WHAT YOU HAVE TO DO
Go through the data and copy every line exactly, but not the images.

INFORMATION PROVIDED
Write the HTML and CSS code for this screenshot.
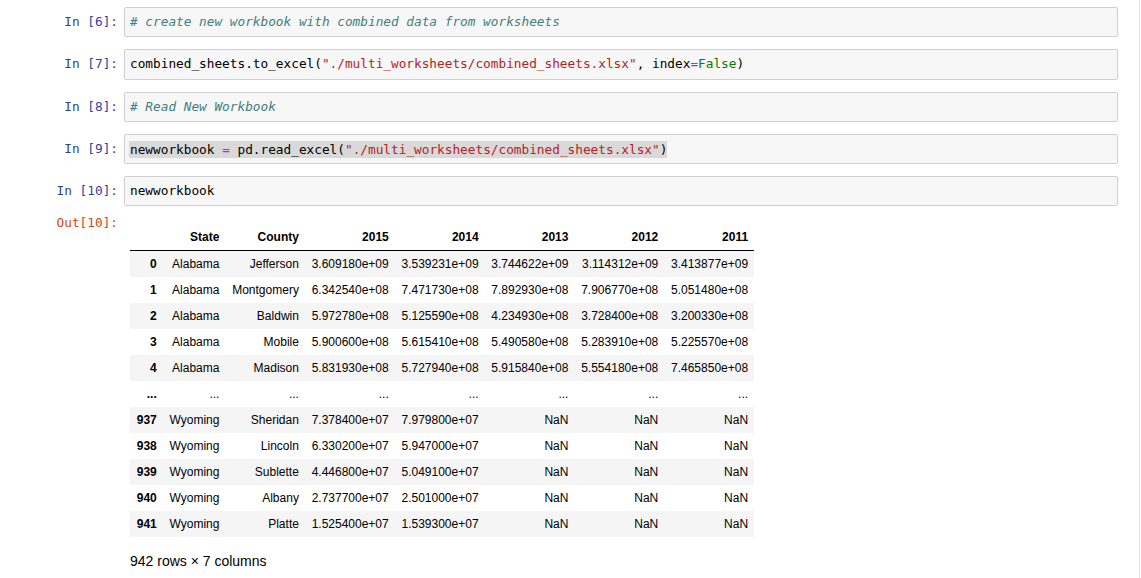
FILE: index.html
```html
<!DOCTYPE html>
<html>
<head>
<meta charset="utf-8">
<link rel="stylesheet" href="styles.css">
</head>
<body>
<div class="notebook">
  <div class="cell">
    <div class="prompt in">In&nbsp;[6]:</div>
    <div class="input"><span class="cm-comment"># create new workbook with combined data from worksheets</span></div>
  </div>
  <div class="cell">
    <div class="prompt in">In&nbsp;[7]:</div>
    <div class="input">combined_sheets.to_excel(<span class="cm-string">"./multi_worksheets/combined_sheets.xlsx"</span>, index<span class="cm-op">=</span><span class="cm-kw">False</span>)</div>
  </div>
  <div class="cell">
    <div class="prompt in">In&nbsp;[8]:</div>
    <div class="input"><span class="cm-comment"># Read New Workbook</span></div>
  </div>
  <div class="cell">
    <div class="prompt in">In&nbsp;[9]:</div>
    <div class="input"><span class="sel">newworkbook <span class="cm-op">=</span> pd.read_excel(<span class="cm-string">"./multi_worksheets/combined_sheets.xlsx"</span>)</span></div>
  </div>
  <div class="cell">
    <div class="prompt in">In&nbsp;[10]:</div>
    <div class="input">newworkbook</div>
  </div>
  <div class="output">
    <div class="prompt out">Out[10]:</div>
    <div class="output-body">
      <table class="df">
        <thead>
          <tr><th></th><th>State</th><th>County</th><th>2015</th><th>2014</th><th>2013</th><th>2012</th><th>2011</th></tr>
        </thead>
        <tbody>
          <tr><th>0</th><td>Alabama</td><td>Jefferson</td><td>3.609180e+09</td><td>3.539231e+09</td><td>3.744622e+09</td><td>3.114312e+09</td><td>3.413877e+09</td></tr>
          <tr><th>1</th><td>Alabama</td><td>Montgomery</td><td>6.342540e+08</td><td>7.471730e+08</td><td>7.892930e+08</td><td>7.906770e+08</td><td>5.051480e+08</td></tr>
          <tr><th>2</th><td>Alabama</td><td>Baldwin</td><td>5.972780e+08</td><td>5.125590e+08</td><td>4.234930e+08</td><td>3.728400e+08</td><td>3.200330e+08</td></tr>
          <tr><th>3</th><td>Alabama</td><td>Mobile</td><td>5.900600e+08</td><td>5.615410e+08</td><td>5.490580e+08</td><td>5.283910e+08</td><td>5.225570e+08</td></tr>
          <tr><th>4</th><td>Alabama</td><td>Madison</td><td>5.831930e+08</td><td>5.727940e+08</td><td>5.915840e+08</td><td>5.554180e+08</td><td>7.465850e+08</td></tr>
          <tr><th>...</th><td>...</td><td>...</td><td>...</td><td>...</td><td>...</td><td>...</td><td>...</td></tr>
          <tr><th>937</th><td>Wyoming</td><td>Sheridan</td><td>7.378400e+07</td><td>7.979800e+07</td><td>NaN</td><td>NaN</td><td>NaN</td></tr>
          <tr><th>938</th><td>Wyoming</td><td>Lincoln</td><td>6.330200e+07</td><td>5.947000e+07</td><td>NaN</td><td>NaN</td><td>NaN</td></tr>
          <tr><th>939</th><td>Wyoming</td><td>Sublette</td><td>4.446800e+07</td><td>5.049100e+07</td><td>NaN</td><td>NaN</td><td>NaN</td></tr>
          <tr><th>940</th><td>Wyoming</td><td>Albany</td><td>2.737700e+07</td><td>2.501000e+07</td><td>NaN</td><td>NaN</td><td>NaN</td></tr>
          <tr><th>941</th><td>Wyoming</td><td>Platte</td><td>1.525400e+07</td><td>1.539300e+07</td><td>NaN</td><td>NaN</td><td>NaN</td></tr>
        </tbody>
      </table>
      <p class="shape">942 rows × 7 columns</p>
    </div>
  </div>
</div>
</body>
</html>
```

FILE: styles.css
```css
html, body {
  margin: 0;
  padding: 0;
  background: #ffffff;
}

.notebook {
  width: 1140px;
  min-height: 578px;
  box-sizing: border-box;
  border-right: 1px solid #e2e2e2;
  padding-top: 7px;
  font-family: "DejaVu Sans Mono", "Liberation Mono", monospace;
  font-size: 12.75px;
  color: #000;
}

.cell {
  display: flex;
  align-items: flex-start;
  margin-right: 21px;
  margin-bottom: 12px;
}

.prompt {
  width: 124px;
  flex: none;
  box-sizing: border-box;
  padding-right: 6px;
  text-align: right;
  line-height: 18.25px;
  white-space: nowrap;
}

.cell .prompt {
  padding-top: 6px;
}

.prompt.in {
  color: #303f9f;
}

.prompt.out {
  color: #d84315;
  padding-top: 3px;
}

.input {
  flex: 1;
  background: #f7f7f7;
  border: 1px solid #cfcfcf;
  border-radius: 2px;
  padding: 5px 5px;
  line-height: 18.25px;
  white-space: pre;
}

.cm-comment {
  color: #408080;
  font-style: italic;
}

.cm-string {
  color: #ba2121;
}

.cm-op {
  color: #aa22ff;
}

.cm-kw {
  color: #008000;
}

.sel {
  display: inline-block;
  background: #d9d9d9;
  line-height: 17px;
  margin-left: -1px;
  padding-left: 1px;
  vertical-align: top;
  margin-top: 1px;
}

.output {
  display: flex;
  align-items: flex-start;
  margin-top: -7px;
}

.output-body {
  padding-top: 13px;
  padding-left: 6px;
  font-family: "Liberation Sans", Arial, sans-serif;
}

.df {
  border-collapse: collapse;
  border-spacing: 0;
  font-size: 12px;
  color: #000;
}

.df th, .df td {
  text-align: right;
  vertical-align: middle;
  padding: 6px 6px 6px 6.75px;
  line-height: 14px;
  white-space: nowrap;
  font-weight: normal;
}

.df th {
  font-weight: bold;
}

.df thead {
  border-bottom: 1px solid #000;
}

.df tbody tr:nth-child(odd) {
  background: #f5f5f5;
}

.shape {
  margin: 14px 0 0 0;
  font-size: 14px;
  line-height: 20px;
  color: #000;
}
```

EXPECTED ANSWER
Write the HTML and CSS code for this screenshot.
FILE: index.html
```html
<!DOCTYPE html>
<html>
<head>
<meta charset="utf-8">
<link rel="stylesheet" href="styles.css">
</head>
<body>
<div class="notebook">
  <div class="cell">
    <div class="prompt in">In&nbsp;[6]:</div>
    <div class="input"><span class="cm-comment"># create new workbook with combined data from worksheets</span></div>
  </div>
  <div class="cell">
    <div class="prompt in">In&nbsp;[7]:</div>
    <div class="input">combined_sheets.to_excel(<span class="cm-string">"./multi_worksheets/combined_sheets.xlsx"</span>, index<span class="cm-op">=</span><span class="cm-kw">False</span>)</div>
  </div>
  <div class="cell">
    <div class="prompt in">In&nbsp;[8]:</div>
    <div class="input"><span class="cm-comment"># Read New Workbook</span></div>
  </div>
  <div class="cell">
    <div class="prompt in">In&nbsp;[9]:</div>
    <div class="input"><span class="sel">newworkbook <span class="cm-op">=</span> pd.read_excel(<span class="cm-string">"./multi_worksheets/combined_sheets.xlsx"</span>)</span></div>
  </div>
  <div class="cell">
    <div class="prompt in">In&nbsp;[10]:</div>
    <div class="input">newworkbook</div>
  </div>
  <div class="output">
    <div class="prompt out">Out[10]:</div>
    <div class="output-body">
      <table class="df">
        <thead>
          <tr><th></th><th>State</th><th>County</th><th>2015</th><th>2014</th><th>2013</th><th>2012</th><th>2011</th></tr>
        </thead>
        <tbody>
          <tr><th>0</th><td>Alabama</td><td>Jefferson</td><td>3.609180e+09</td><td>3.539231e+09</td><td>3.744622e+09</td><td>3.114312e+09</td><td>3.413877e+09</td></tr>
          <tr><th>1</th><td>Alabama</td><td>Montgomery</td><td>6.342540e+08</td><td>7.471730e+08</td><td>7.892930e+08</td><td>7.906770e+08</td><td>5.051480e+08</td></tr>
          <tr><th>2</th><td>Alabama</td><td>Baldwin</td><td>5.972780e+08</td><td>5.125590e+08</td><td>4.234930e+08</td><td>3.728400e+08</td><td>3.200330e+08</td></tr>
          <tr><th>3</th><td>Alabama</td><td>Mobile</td><td>5.900600e+08</td><td>5.615410e+08</td><td>5.490580e+08</td><td>5.283910e+08</td><td>5.225570e+08</td></tr>
          <tr><th>4</th><td>Alabama</td><td>Madison</td><td>5.831930e+08</td><td>5.727940e+08</td><td>5.915840e+08</td><td>5.554180e+08</td><td>7.465850e+08</td></tr>
          <tr><th>...</th><td>...</td><td>...</td><td>...</td><td>...</td><td>...</td><td>...</td><td>...</td></tr>
          <tr><th>937</th><td>Wyoming</td><td>Sheridan</td><td>7.378400e+07</td><td>7.979800e+07</td><td>NaN</td><td>NaN</td><td>NaN</td></tr>
          <tr><th>938</th><td>Wyoming</td><td>Lincoln</td><td>6.330200e+07</td><td>5.947000e+07</td><td>NaN</td><td>NaN</td><td>NaN</td></tr>
          <tr><th>939</th><td>Wyoming</td><td>Sublette</td><td>4.446800e+07</td><td>5.049100e+07</td><td>NaN</td><td>NaN</td><td>NaN</td></tr>
          <tr><th>940</th><td>Wyoming</td><td>Albany</td><td>2.737700e+07</td><td>2.501000e+07</td><td>NaN</td><td>NaN</td><td>NaN</td></tr>
          <tr><th>941</th><td>Wyoming</td><td>Platte</td><td>1.525400e+07</td><td>1.539300e+07</td><td>NaN</td><td>NaN</td><td>NaN</td></tr>
        </tbody>
      </table>
      <p class="shape">942 rows × 7 columns</p>
    </div>
  </div>
</div>
</body>
</html>
```

FILE: styles.css
```css
html, body {
  margin: 0;
  padding: 0;
  background: #ffffff;
}

.notebook {
  width: 1140px;
  min-height: 578px;
  box-sizing: border-box;
  border-right: 1px solid #e2e2e2;
  padding-top: 7px;
  font-family: "DejaVu Sans Mono", "Liberation Mono", monospace;
  font-size: 12.75px;
  color: #000;
}

.cell {
  display: flex;
  align-items: flex-start;
  margin-right: 21px;
  margin-bottom: 12px;
}

.prompt {
  width: 124px;
  flex: none;
  box-sizing: border-box;
  padding-right: 6px;
  text-align: right;
  line-height: 18.25px;
  white-space: nowrap;
}

.cell .prompt {
  padding-top: 6px;
}

.prompt.in {
  color: #303f9f;
}

.prompt.out {
  color: #d84315;
  padding-top: 3px;
}

.input {
  flex: 1;
  background: #f7f7f7;
  border: 1px solid #cfcfcf;
  border-radius: 2px;
  padding: 5px 5px;
  line-height: 18.25px;
  white-space: pre;
}

.cm-comment {
  color: #408080;
  font-style: italic;
}

.cm-string {
  color: #ba2121;
}

.cm-op {
  color: #aa22ff;
}

.cm-kw {
  color: #008000;
}

.sel {
  display: inline-block;
  background: #d9d9d9;
  line-height: 17px;
  margin-left: -1px;
  padding-left: 1px;
  vertical-align: top;
  margin-top: 1px;
}

.output {
  display: flex;
  align-items: flex-start;
  margin-top: -7px;
}

.output-body {
  padding-top: 13px;
  padding-left: 6px;
  font-family: "Liberation Sans", Arial, sans-serif;
}

.df {
  border-collapse: collapse;
  border-spacing: 0;
  font-size: 12px;
  color: #000;
}

.df th, .df td {
  text-align: right;
  vertical-align: middle;
  padding: 6px 6px 6px 6.75px;
  line-height: 14px;
  white-space: nowrap;
  font-weight: normal;
}

.df th {
  font-weight: bold;
}

.df thead {
  border-bottom: 1px solid #000;
}

.df tbody tr:nth-child(odd) {
  background: #f5f5f5;
}

.shape {
  margin: 14px 0 0 0;
  font-size: 14px;
  line-height: 20px;
  color: #000;
}
```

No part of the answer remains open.